The Marketing Science Ideas Exchange (MSIX) – a collaboration between consumer psychologist Adam Ferrier and Mumbrella – will be closed by The Chaser’s Craig Reucassel as he delves into how his ABC program The War on Waste got people interested in rubbish and led to genuine behavioural change in the broader community.

Craig Reucassel_Mumbrella-MSIX-2017

Reucassel will explore the tone and techniques used to change community behaviours

He will be joined at the event – which is a conference for people who want to take a less random and more considered approach to marketing and creativity – by Eaon Pritchard, the head of strategy at Dentsu Mitchell, who will present on ‘So why is it so many creative departments are STILL predominantly male?’. 

Pritchard said his session will explore the changing nature of commercial creativity and how the make-up of creative departments is changing to reflect the trend.

“As we become more informed by the wealth of behavioural and personally identifiable data it follows that personalisation, human understanding and shaping behaviour (rather than simply transmitting messages) are becoming the new imperatives and require different skills and mindset from the ones that have dominated until recently,” Pritchard said.

“It’s a social fact, creative departments HAVE tended to be predominantly male until recently but I’m hypothesising that this new world means we may be in the midst of a necessary dramatic swing of the pendulum.

“Your creative department being all male may not be a bad thing if all you are interested in is the kind of outputs that a male creative department typically produces – extravagant displays, for example. But the demands of commercial creativity in the 21st century are far more nuanced and so require more than that.”
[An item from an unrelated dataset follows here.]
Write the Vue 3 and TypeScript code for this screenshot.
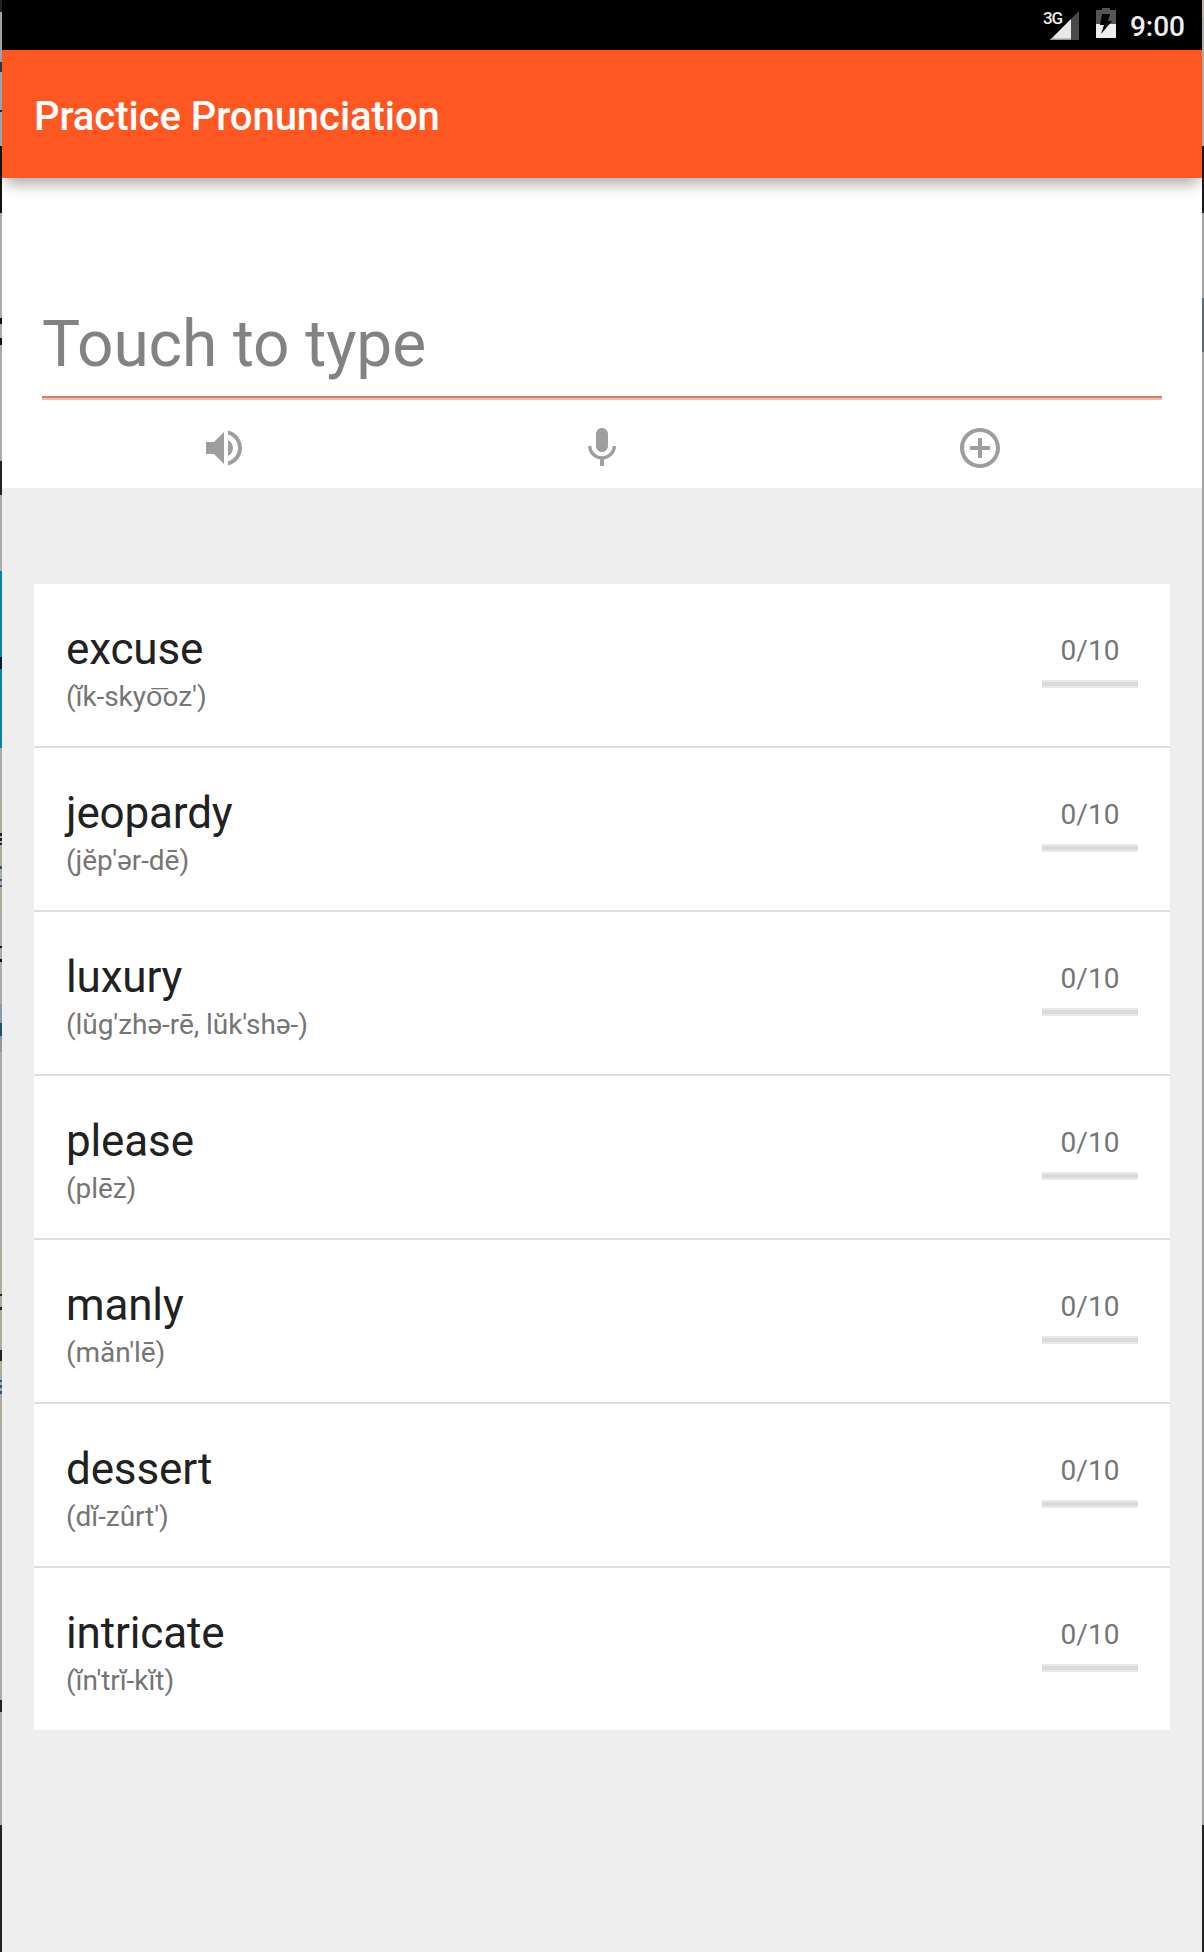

Also joining the MSIX line-up is Deb Verhoeven, a professor and chair of media and communication at Deakin University, in a presentation which will “put the gig back into your gigabytes”.

Verhoeven’s session, ‘It Ain’t Over Till The Big Data Sings: When Data Does More Than Just Describe Things’ will explore how to use data to do more than just describe the status quo.

Verhoeven: How might data get us to sing?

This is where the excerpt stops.